The problem, according to Beck, is not having no work but having no money. As early as 2006, he advocated the concept of an unconditional basic income, and other experts have followed suit since then. As he put it, this income was to free people not from doing meaningful work but from the pressure of having to earn a living. Initial experiments carried out in Sweden and Germany bear out this idea: They have found that people get active and involved. The experts say that those willing to work are able to work with much greater freedom and self-determination, and those who prefer to spend their days slouching on the couch in front of the boob tube do so already. Moreover, they stress that individuals who are out of work also cost money, and that a basic income is an investment in people's self-determination that can be financed through, for instance, consumption-tax revenue.
Here, too, social innovation is needed, given that in the eleven years since Ulrich Beck advocated the concept of an unconditional basic income hardly any new ideas have been put forward for discussion. Perhaps there will one day be a marketplace of skills and activities where people offer all sorts of services to society and get paid for them through a fund financed by corporations. Clearly, radical innovativeness that makes it possible to create something really new is missing.

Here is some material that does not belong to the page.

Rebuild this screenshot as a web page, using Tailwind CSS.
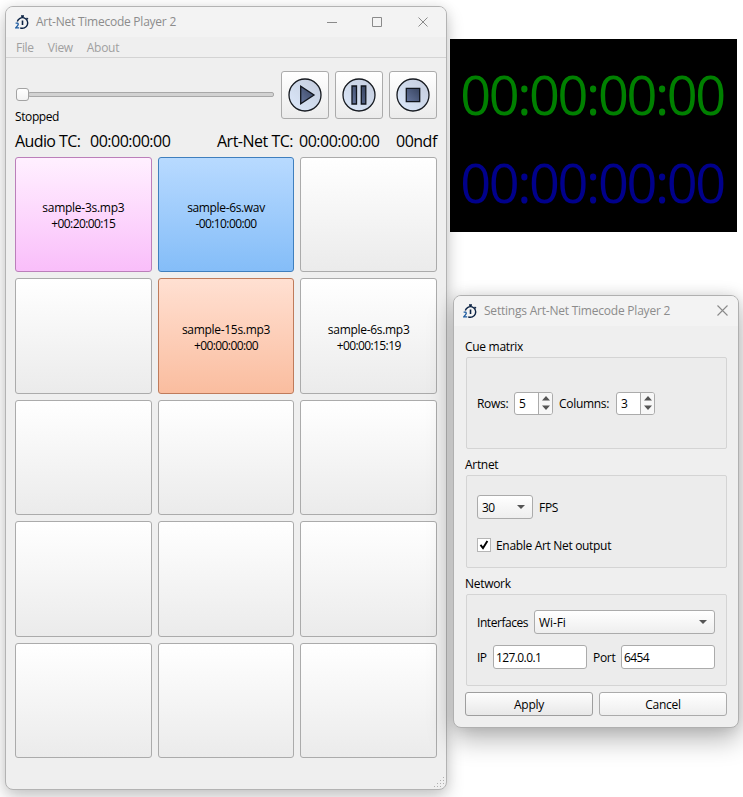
<!DOCTYPE html>
<html lang="en">
<head>
<meta charset="utf-8">
<title>Art-Net Timecode Player 2</title>
<script src="https://cdn.jsdelivr.net/npm/@tailwindcss/browser@4"></script>
</head>
<body class="relative h-[797px] w-[743px] overflow-hidden bg-white font-['Open_Sans','Noto_Sans',sans-serif] text-[12px] leading-4 tracking-[-0.3px] text-black">
<svg class="absolute size-0">
  <symbol id="logo" viewBox="0 0 14 15">
    <path d="M7.500 .5v2.500M6 1h3M11.500 3l1.500 1.300" fill="none" stroke="#0c2344" stroke-width="1.400"/>
    <path d="M2.300 6.500A5.300 5.300 0 1 1 5.200 12.800" fill="none" stroke="#0c2344" stroke-width="1.400"/>
    <path d="M7.500 5.500v4.500" stroke="#0c2344" stroke-width="1.600"/>
    <path d="M.6 8.200h2.200q1 1-.4 2.700L.8 12.900h3.400" fill="none" stroke="#1d5ba0" stroke-width="1.300"/>
  </symbol>
  <symbol id="close" viewBox="0 0 11 11"><path d="M.5.5l10 10M10.500 .5l-10 10" fill="none" stroke="#8a8a8a" stroke-width="1.100"/></symbol>
  <linearGradient id="disc" x1="0" y1="1" x2="1" y2="0"><stop offset="0" stop-color="#dce9fb"/><stop offset="1" stop-color="#c3cbdc"/></linearGradient>
  <linearGradient id="glyph" x1="0" y1="1" x2="1" y2="0"><stop offset="0" stop-color="#65759c"/><stop offset="1" stop-color="#37435f"/></linearGradient>
</svg>

<!-- Player window -->
<section class="absolute left-[5px] top-[6px] flex h-[784px] w-[442px] flex-col rounded-[8px] border border-[#b3b3b3] bg-[#efefef] shadow-[0_8px_18px_rgba(0,0,0,0.2),0_0_12px_rgba(0,0,0,0.08)]">
  <header class="flex h-[30px] items-center rounded-t-[7px] bg-[#f3f3f3] pl-[9px] text-[#8c8c8c]">
    <svg class="h-[15px] w-[14px]"><use href="#logo"/></svg>
    <span class="ml-[7px] tracking-[-0.24px]">Art-Net Timecode Player 2</span>
    <svg class="ml-auto mr-[18px] h-[11px] w-[101px]" fill="none" stroke="#8a8a8a">
      <path d="M0 5.500h10M45.500 .5h9v9h-9zM91.500 .5l9 9M100.500 .5l-9 9"/>
    </svg>
  </header>
  <nav class="flex h-[21px] items-center gap-[14px] border-b border-[#d3d3d3] pl-[10px] pt-[2px] text-[#a0a0a0]">
    <span>File</span><span>View</span><span>About</span>
  </nav>
  <main class="flex flex-col px-[9px] pt-[13px]">
    <div class="flex gap-[7px]">
      <div class="h-12 w-[259px] pl-px pt-[17px]">
        <div class="flex h-[13px] items-center">
          <div class="z-10 h-[13px] w-[13px] rounded-[3px] border border-[#a3a3a3] bg-linear-to-b from-white to-[#f3f3f3]"></div>
          <div class="-ml-[1px] h-[5px] flex-1 rounded-[2px] border border-[#a8a8a8] bg-[#d2d2d2]"></div>
        </div>
        <p class="-ml-px mt-[8px] tracking-[-0.4px]">Stopped</p>
      </div>
      <div class="flex gap-[6px]">
        <button class="flex size-12 items-center justify-center rounded-[3px] border border-[#ababab] bg-linear-to-b from-white to-[#ebebeb]">
          <svg width="34" height="34" viewBox="0 0 34 34"><circle cx="17" cy="17" r="16" fill="url(#disc)" stroke="#161a20" stroke-width="1.300"/><path d="M12.700 8.200v17.600L26 17z" fill="url(#glyph)" stroke="#10141c" stroke-width="1.300"/></svg>
        </button>
        <button class="flex size-12 items-center justify-center rounded-[3px] border border-[#ababab] bg-linear-to-b from-white to-[#ebebeb]">
          <svg width="34" height="34" viewBox="0 0 34 34"><circle cx="17" cy="17" r="16" fill="url(#disc)" stroke="#161a20" stroke-width="1.300"/><path d="M10 8h4.500v18H10zM19.300 8h4.500v18h-4.500z" fill="url(#glyph)" stroke="#10141c" stroke-width="1.300"/></svg>
        </button>
        <button class="flex size-12 items-center justify-center rounded-[3px] border border-[#ababab] bg-linear-to-b from-white to-[#ebebeb]">
          <svg width="34" height="34" viewBox="0 0 34 34"><circle cx="17" cy="17" r="16" fill="url(#disc)" stroke="#161a20" stroke-width="1.300"/><path d="M10.300 10.300h13.400v13.400H10.300z" fill="url(#glyph)" stroke="#10141c" stroke-width="1.300"/></svg>
        </button>
      </div>
    </div>
    <div class="mt-[12px] flex h-5 whitespace-nowrap text-[16px] leading-5 tracking-[-0.5px]">
      <span class="w-[75px] tracking-[-0.6px]">Audio TC:</span><span class="w-[127px]">00:00:00:00</span>
      <span class="w-[82px]">Art-Net TC:</span><span class="w-[97px]">00:00:00:00</span><span>00ndf</span>
    </div>
    <div class="mt-[6px] grid h-[601px] grid-cols-3 grid-rows-5 gap-[6px] text-center *:flex *:flex-col *:items-center *:justify-center *:rounded-[3px] *:border *:pt-[3px]">
      <button class="border-[#bb7fba] bg-linear-to-b from-[#fff0ff] to-[#f9befa]"><span class="tracking-[-0.27px]">sample-3s.mp3</span><span class="tracking-[-0.6px]">+00:20:00:15</span></button>
      <button class="border-[#3f7fbe] bg-linear-to-b from-[#b8daff] to-[#84bdf8]"><span class="tracking-[-0.35px]">sample-6s.wav</span><span class="tracking-[-0.6px]">-00:10:00:00</span></button>
      <button class="border-[#ababab] bg-linear-to-b from-white to-[#ebebeb]"></button>
      <button class="border-[#ababab] bg-linear-to-b from-white to-[#ebebeb]"></button>
      <button class="border-[#bf7b5b] bg-linear-to-b from-[#ffe0d2] to-[#fabd9f]"><span>sample-15s.mp3</span><span class="tracking-[-0.6px]">+00:00:00:00</span></button>
      <button class="border-[#ababab] bg-linear-to-b from-white to-[#ebebeb]"><span>sample-6s.mp3</span><span class="tracking-[-0.6px]">+00:00:15:19</span></button>
      <button class="border-[#ababab] bg-linear-to-b from-white to-[#ebebeb]"></button>
      <button class="border-[#ababab] bg-linear-to-b from-white to-[#ebebeb]"></button>
      <button class="border-[#ababab] bg-linear-to-b from-white to-[#ebebeb]"></button>
      <button class="border-[#ababab] bg-linear-to-b from-white to-[#ebebeb]"></button>
      <button class="border-[#ababab] bg-linear-to-b from-white to-[#ebebeb]"></button>
      <button class="border-[#ababab] bg-linear-to-b from-white to-[#ebebeb]"></button>
      <button class="border-[#ababab] bg-linear-to-b from-white to-[#ebebeb]"></button>
      <button class="border-[#ababab] bg-linear-to-b from-white to-[#ebebeb]"></button>
      <button class="border-[#ababab] bg-linear-to-b from-white to-[#ebebeb]"></button>
    </div>
  </main>
  <svg class="absolute bottom-[1px] right-[1px]" width="11" height="11" fill="#b0b0b0"><path d="M9 0h1v1H9zM6 3h1v1H6zM9 3h1v1H9zM3 6h1v1H3zM6 6h1v1H6zM9 6h1v1H9zM0 9h1v1H0zM3 9h1v1H3zM6 9h1v1H6z"/></svg>
</section>

<!-- Timecode display -->
<section class="absolute left-[450px] top-[39px] flex h-[193px] w-[287px] flex-col items-center bg-black pr-[3px] pt-[11px] text-[54px] leading-[88px] tracking-[-2.35px]">
  <p class="text-[#008000]">00:00:00:00</p>
  <p class="text-[#00008b]">00:00:00:00</p>
</section>

<!-- Settings dialog -->
<section class="absolute left-[453px] top-[295px] flex h-[433px] w-[286px] flex-col rounded-[8px] border border-[#b0b0b0] bg-[#efefef] shadow-[0_12px_26px_rgba(0,0,0,0.28),0_0_14px_rgba(0,0,0,0.12)]">
  <header class="flex h-[30px] items-center rounded-t-[7px] bg-[#f3f3f3] pl-[9px] text-[#8c8c8c]">
    <svg class="h-[15px] w-[14px]"><use href="#logo"/></svg>
    <span class="ml-[7px] tracking-[-0.22px]">Settings Art-Net Timecode Player 2</span>
    <svg class="mb-[2px] ml-auto mr-[10px] size-[11px]"><use href="#close"/></svg>
  </header>
  <main class="flex flex-col px-[11px]">
    <h2 class="mt-[13px] h-[18px]">Cue matrix</h2>
    <div class="ml-px flex h-[92px] items-center rounded-[2px] border border-[#d4d4d4] bg-[#ececec] pl-[10px]">
      <span class="w-[37px] pt-[2px]">Rows:</span>
      <div class="flex h-[23px] w-[39px] overflow-hidden rounded-[3px] border border-[#ababab] bg-white">
        <span class="flex-1 pl-[4px] leading-[22px]">5</span>
        <span class="flex w-[14px] items-center justify-center border-l border-[#ababab] bg-[#f7f7f7]"><svg width="8" height="14" fill="#555"><path d="M0 4.500L4 0l4 4.500zM0 9.500h8L4 14z"/></svg></span>
      </div>
      <span class="ml-[6px] w-[57px] pt-[2px]">Columns:</span>
      <div class="flex h-[23px] w-[39px] overflow-hidden rounded-[3px] border border-[#ababab] bg-white">
        <span class="flex-1 pl-[4px] leading-[22px]">3</span>
        <span class="flex w-[14px] items-center justify-center border-l border-[#ababab] bg-[#f7f7f7]"><svg width="8" height="14" fill="#555"><path d="M0 4.500L4 0l4 4.500zM0 9.500h8L4 14z"/></svg></span>
      </div>
    </div>
    <h2 class="mt-[8px] h-[18px]">Artnet</h2>
    <div class="ml-px flex h-[93px] flex-col rounded-[2px] border border-[#d4d4d4] bg-[#ececec] pl-[10px] pt-[19px]">
      <div class="flex h-6 items-center">
        <div class="mr-[6px] flex h-6 w-[56px] items-center rounded-[3px] border border-[#ababab] bg-linear-to-b from-white to-[#eee] pl-[4px] pr-[7px]"><span class="pt-[2px] tracking-[-0.6px]">30</span><svg class="ml-auto" width="8" height="4" fill="#555"><path d="M0 0h8L4 4z"/></svg></div>
        <span class="pt-[2px]">FPS</span>
      </div>
      <label class="mt-[18px] flex h-4 items-center gap-[5px]">
        <span class="flex size-[14px] items-center justify-center border border-[#b5b5b5] bg-white"><svg width="10" height="10" fill="none" stroke="#000" stroke-width="1.900"><path d="M1.500 4.800L4 8 8.400.9"/></svg></span>
        <span class="pt-[2px] tracking-[-0.32px]">Enable Art Net output</span>
      </label>
    </div>
    <h2 class="mt-[8px] h-[18px]">Network</h2>
    <div class="ml-px flex h-[92px] flex-col gap-[11px] rounded-[2px] border border-[#d4d4d4] bg-[#ececec] pl-[10px] pr-[11px] pt-[15px]">
      <div class="flex h-6 items-center">
        <span class="w-[57px] pt-[2px] tracking-[-0.45px]">Interfaces</span>
        <div class="flex h-6 flex-1 items-center rounded-[3px] border border-[#ababab] bg-linear-to-b from-white to-[#eee] pl-[4px] pr-[7px]"><span class="pt-[2px] tracking-[-0.1px]">Wi-Fi</span><svg class="ml-auto" width="8" height="4" fill="#555"><path d="M0 0h8L4 4z"/></svg></div>
      </div>
      <div class="flex h-6 items-center tracking-[-0.6px]">
        <span class="w-[16px] pt-[2px]">IP</span>
        <span class="h-6 w-[94px] rounded-[3px] border border-[#ababab] bg-white pl-[2px] leading-[24px]">127.0.0.1</span>
        <span class="ml-[6px] w-[28px] pt-[2px] tracking-[-0.3px]">Port</span>
        <span class="h-6 w-[94px] rounded-[3px] border border-[#ababab] bg-white pl-[2px] leading-[24px]">6454</span>
      </div>
    </div>
    <div class="mt-[6px] grid grid-cols-2 gap-[6px]">
      <button class="h-6 rounded-[3px] border border-[#9e9e9e] bg-linear-to-b from-[#fdfdfd] to-[#e8e8e8] pt-[2px]">Apply</button>
      <button class="h-6 rounded-[3px] border border-[#ababab] bg-linear-to-b from-white to-[#eee] pt-[2px]">Cancel</button>
    </div>
  </main>
</section>
</body>
</html>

As philosopher Konrad Paul Liessmann puts it, a lot of what is called an innovation turns out to be nothing more than an altered, improved or enhanced version of something that was a novelty a long time ago. According to him, there needs to be social transformation for real technological innovation to happen.
So the second machine age will have an impact not only on our ways of working and the time and effort we have to devote to earning a living but also on society, our daily routines, our values and our interpersonal relationships. When it comes to shaping this social transformation, we need to be proactive.
Humans will never run out of work—that is a fact. The real question is how much of it will be gainful work.